We instinctively knew, as educators, that social media technologies would greatly impact our students and our own lives. We also instinctively knew that we would have to think through how and when the technologies would benefit learning the most. We were struggling to find the balance between using the technologies and applying the technologies to improve learning. My sense is that we did not realize that the actual processes of learning through interaction and engagement were changing, along with our students' perception of their role in the process. So, we thought we just needed to confront the interruptive time spent using the technology or the scattered focus of students engaging in social media. We thought that the increase in social engagement would provide support in helping students engage with each other and raise the interest in a higher level of interaction.

Instead, we are faced with the intrusion of social media in learning itself.
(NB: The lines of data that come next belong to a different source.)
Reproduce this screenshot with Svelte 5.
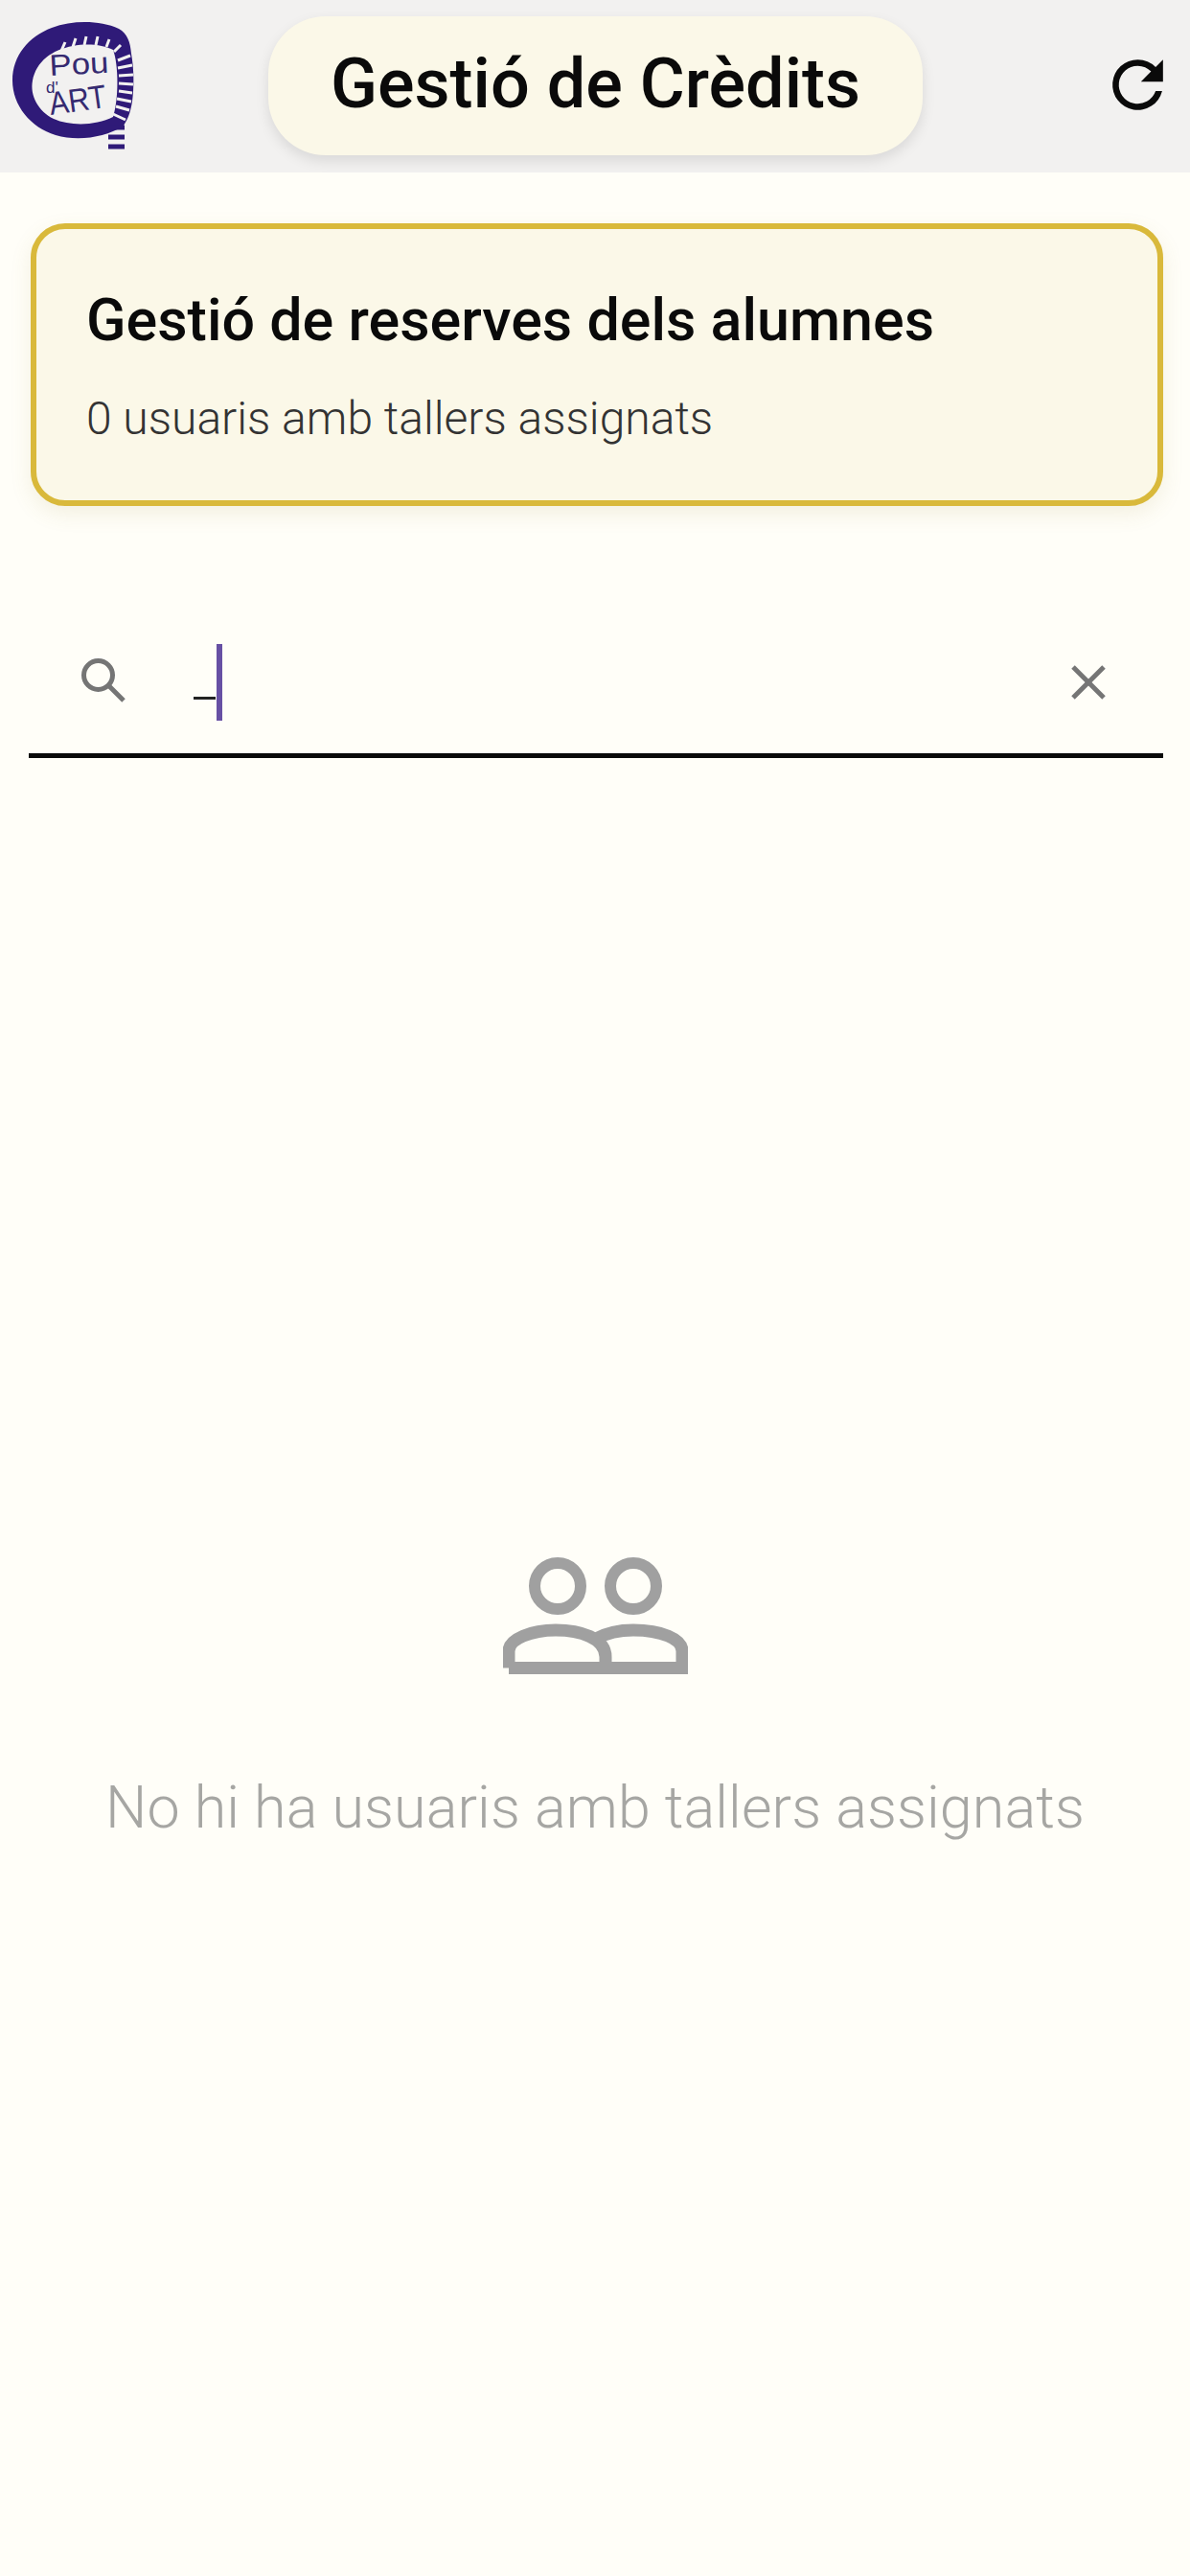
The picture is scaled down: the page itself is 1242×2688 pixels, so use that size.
<script>
  const slits = [[64,53,68,44],[76,49,79,40],[88,47,90,38],[100,47,102,38],[111,49,114,41],[119,54,126,47],[123,63,136,58],[123,71,138,68],[124,79,139,78],[124,87,139,88],[124,95,138,97],[122,103,137,106],[121,111,135,115],[118,119,131,125]];
</script>

<div class="page">
  <header class="top">
    <svg class="logo" viewBox="0 0 150 160" aria-label="Pou d'Art">
      <path class="ring" d="M128 132C110 143 82 148 58 141C32 133 13 110 13 84C13 58 30 38 54 29C76 21 104 21 124 30C133 35 136 44 137 56C140 72 140 92 138 106C136 118 133 126 128 132ZM118 52C108 47 92 45 76 48C54 52 38 64 34 84C31 100 40 116 56 124C74 132 100 131 118 122C124 104 124 68 118 52Z"/>
      {#each slits as s}
        <line class="slit" x1={s[0]} y1={s[1]} x2={s[2]} y2={s[3]}/>
      {/each}
      <line class="tooth" x1="113" y1="133" x2="130" y2="133"/>
      <line class="tooth" x1="113" y1="143" x2="130" y2="143"/>
      <line class="tooth" x1="113" y1="153" x2="130" y2="153"/>
      <text class="lg" x="52" y="79" font-size="31" textLength="62" lengthAdjust="spacingAndGlyphs" transform="rotate(-3 52 79)">Pou</text>
      <text class="lg" x="48" y="97" font-size="17">d'</text>
      <text class="lg" x="53" y="120" font-size="34" textLength="60" lengthAdjust="spacingAndGlyphs" transform="rotate(-8 53 120)">ART</text>
    </svg>
    <div class="pill"><h1>Gestió de Crèdits</h1></div>
    <svg class="refresh" viewBox="0 0 24 24" aria-label="Actualitza">
      <path d="M17.65 6.35A7.96 7.96 0 0 0 12 4a8 8 0 1 0 7.73 10h-2.08A6 6 0 1 1 12 6c1.66 0 3.14.69 4.22 1.78L13 11h7V4l-2.35 2.35z"/>
    </svg>
  </header>

  <section class="card">
    <h2>Gestió de reserves dels alumnes</h2>
    <p>0 usuaris amb tallers assignats</p>
  </section>

  <div class="search">
    <svg class="sicon" viewBox="0 0 46 46" aria-hidden="true">
      <circle cx="17.5" cy="17.5" r="15"/>
      <line x1="29" y1="29" x2="44" y2="44"/>
    </svg>
    <div class="field">
      <span class="dash"></span>
      <span class="caret"></span>
    </div>
    <svg class="clear" viewBox="0 0 36 36" aria-hidden="true">
      <line x1="2" y1="2" x2="34" y2="34"/>
      <line x1="34" y1="2" x2="2" y2="34"/>
    </svg>
  </div>

  <main class="empty">
    <svg class="people" viewBox="0 0 193 122" aria-hidden="true">
      <circle cx="57" cy="30" r="24"/>
      <circle cx="136" cy="30" r="24"/>
      <path d="M6 115.5V98C6 85 30 76 55 76C80 76 107 84 107 104V115.5M6 115.5H187V98C187 85 165 76 136 76C122 76 108 79 97 85"/>
    </svg>
    <p>No hi ha usuaris amb tallers assignats</p>
  </main>
</div>

<style>
  :global(body) { margin: 0; background: #fffef8; }
  .page {
    width: 1242px;
    height: 2688px;
    background: #fffef8;
    font-family: Roboto, "Liberation Sans", sans-serif;
    display: flex;
    flex-direction: column;
    overflow: hidden;
  }
  .top {
    height: 180px;
    flex: none;
    background: #f2f1f0;
    display: flex;
    align-items: flex-start;
    box-sizing: border-box;
    padding-top: 17px;
  }
  .logo { width: 150px; height: 160px; flex: none; margin-top: -17px; }
  .ring { fill: #2f1a78; fill-rule: evenodd; }
  .slit { stroke: #f2f1f0; stroke-width: 3; }
  .tooth { stroke: #2f1a78; stroke-width: 5; }
  .lg { fill: #352a70; font-family: "Liberation Sans", sans-serif; }
  .pill {
    width: 683px;
    height: 145px;
    margin-left: 130px;
    flex: none;
    background: #fbf8e8;
    border-radius: 60px;
    box-shadow: 0 6px 14px rgba(0, 0, 0, 0.1);
    display: flex;
    align-items: center;
    justify-content: center;
    box-sizing: border-box;
    padding-bottom: 4px;
  }
  h1 {
    margin: 0;
    font-size: 72px;
    font-weight: 500;
    color: #0a0a0a;
    line-height: 1;
  }
  .refresh { width: 79px; height: 79px; fill: #0a0a0a; flex: none; margin: 32px 0 0 185px; }
  .card {
    margin: 53px 28px 0 32px;
    height: 295px;
    box-sizing: border-box;
    flex: none;
    border: 6px solid #d9b93b;
    border-radius: 36px;
    background: #fbf8e8;
    box-shadow: 0 8px 22px rgba(160, 140, 60, 0.12);
    padding: 60px 0 0 52px;
  }
  h2 {
    margin: 0;
    font-size: 61px;
    font-weight: 500;
    line-height: 70px;
    color: #0a0a0a;
  }
  .card p {
    margin: 40px 0 0;
    font-size: 48px;
    font-weight: 300;
    line-height: 56px;
    color: #333;
  }
  .search {
    margin: 0 28px 0 30px;
    height: 263px;
    flex: none;
    box-sizing: border-box;
    border-bottom: 5px solid #0a0a0a;
    display: flex;
    align-items: flex-end;
    padding-bottom: 34px;
  }
  .sicon { width: 46px; height: 46px; fill: none; stroke: #757575; stroke-width: 5; margin: 0 0 19px 55px; flex: none; }
  .field { flex: 1; display: flex; align-items: flex-end; margin-left: 71px; height: 80px; }
  .dash { width: 23px; height: 3px; background: #222; margin-bottom: 22px; }
  .caret { width: 6px; height: 80px; background: #6750a4; margin-left: 1px; }
  .clear { width: 36px; height: 36px; stroke: #757575; stroke-width: 5; margin: 0 60px 22px 0; flex: none; }
  .empty {
    flex: 1;
    display: flex;
    flex-direction: column;
    align-items: center;
    padding-top: 834px;
  }
  .people { width: 193px; height: 122px; fill: none; stroke: #a0a0a0; stroke-width: 12; }
  .people path { stroke-width: 13; }
  .empty p {
    margin: 103px 0 0;
    font-size: 61px;
    font-weight: 300;
    line-height: 72px;
    color: #a6a6a3;
    letter-spacing: 0.1px;
  }
</style>
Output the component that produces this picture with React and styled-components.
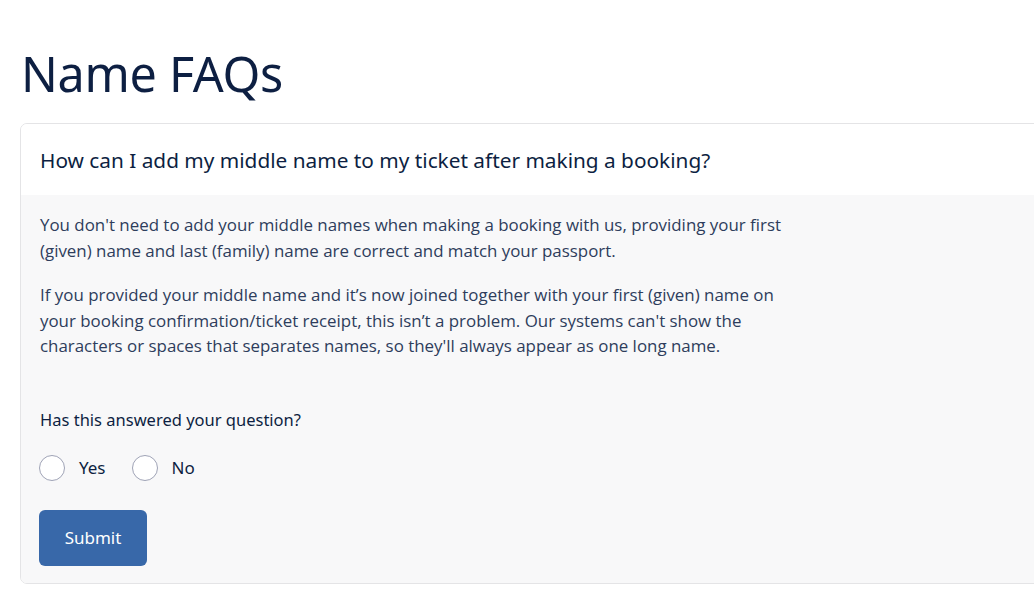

That is, the age-old challenge of helping students engage in their own learning process is still with us even with social media. The learning goal is not student involvement alone but student engagement with learning, which is different. As Donna Freitas wrote in an article in the Chronicle of Higher Education: "In our classrooms, we urge our students to express a range of opinions, to disagree, to become critical thinkers. Online is a different matter. On their Facebook and Instagram feeds, they are learning to conform and be uniformly agreeable, because opinion and difference can come with a high price. Vulnerability, sadness, failure, and nonconformity are not to be owned publicly, lest they reflect negatively on their brands."

The objective process of working ideas in the public space and the application of new knowledge in specific contexts of academic or professional use require less of an obsession with "self" and more of an enquiry of thought through a community of learners. The pressure for social media users to self-promote within expected and recognized contexts is antithetical to being free to risk being viewed as "weird" or obscure during an open and vulnerable process of academic enquiry. The reality of high social media users is actually more isolated, albeit self-promoted or produced.

Implications of the Intrusion of Self in Learning

Recently, I wrote in an article regarding the current challenges for online educators, "Our challenge is to become more flexible and value and reward innovation, design and application. Additionally, we must maximize critical thinking and problem-solving as the essential skills they are for all jobs now and in the future."

Certainly, newer technologies have provided amazing tools and opportunities to increase access and application of learning. Specifically, however, it seems that the overall uses of technology, socially, are intruding into processes and systems of communication and interaction to the level of presenting completely new realities in terms of student perception and involvement. Increasingly, students perceive their own choices and identifications of "self" to be paramount and non-negotiable. Helping students understand that in active learning, engagement with others and various information in an open and cooperative and constructive learning environment is foundational to useful learning and the development of new knowledge. I cannot already know what I need to learn in a process of collaboration with others; such collaboration requires open and unpredictable social and academic interaction. Students accustomed to isolated and self-absorbed environments of their own production are increasingly less likely to desire or understand the level of interaction and open, high-risk dialogue and critical thinking necessary to truly learn and gain new knowledge. Teachers must understand the challenge of this reality and continue to support students to fully engage in the learning process and risk extending themselves into true contexts of critical thought rather than retreat into isolation. This may include planning instruction around "passive" and "active" in a more obvious manner and increasing projects and "talk time" with others rather than individual work.

Conclusion

The changing realities that self-promotion is creating in the business world, in professional networking and job seeking, and in other aspects of society are just as affected and evolving. In our discussion here regarding education, the implications for the future are challenging. As educators, we must keep the discussion open and develop strategies and methods to involve and engage while maximizing the skills also being developed through the uses of new technology — and particularly the increased uses of social media. The positive benefits to learning of increased accessibility, mobility and continuous and global connectivity, which have been and continue to be explored and discussed, should not be minimized. However, the emerging challenges of developing skilled but fully engaged learners remains with us. We must continue to explore and reinvent learning spaces to support and develop new generations of learners who are capable of acquiring and applying new knowledge.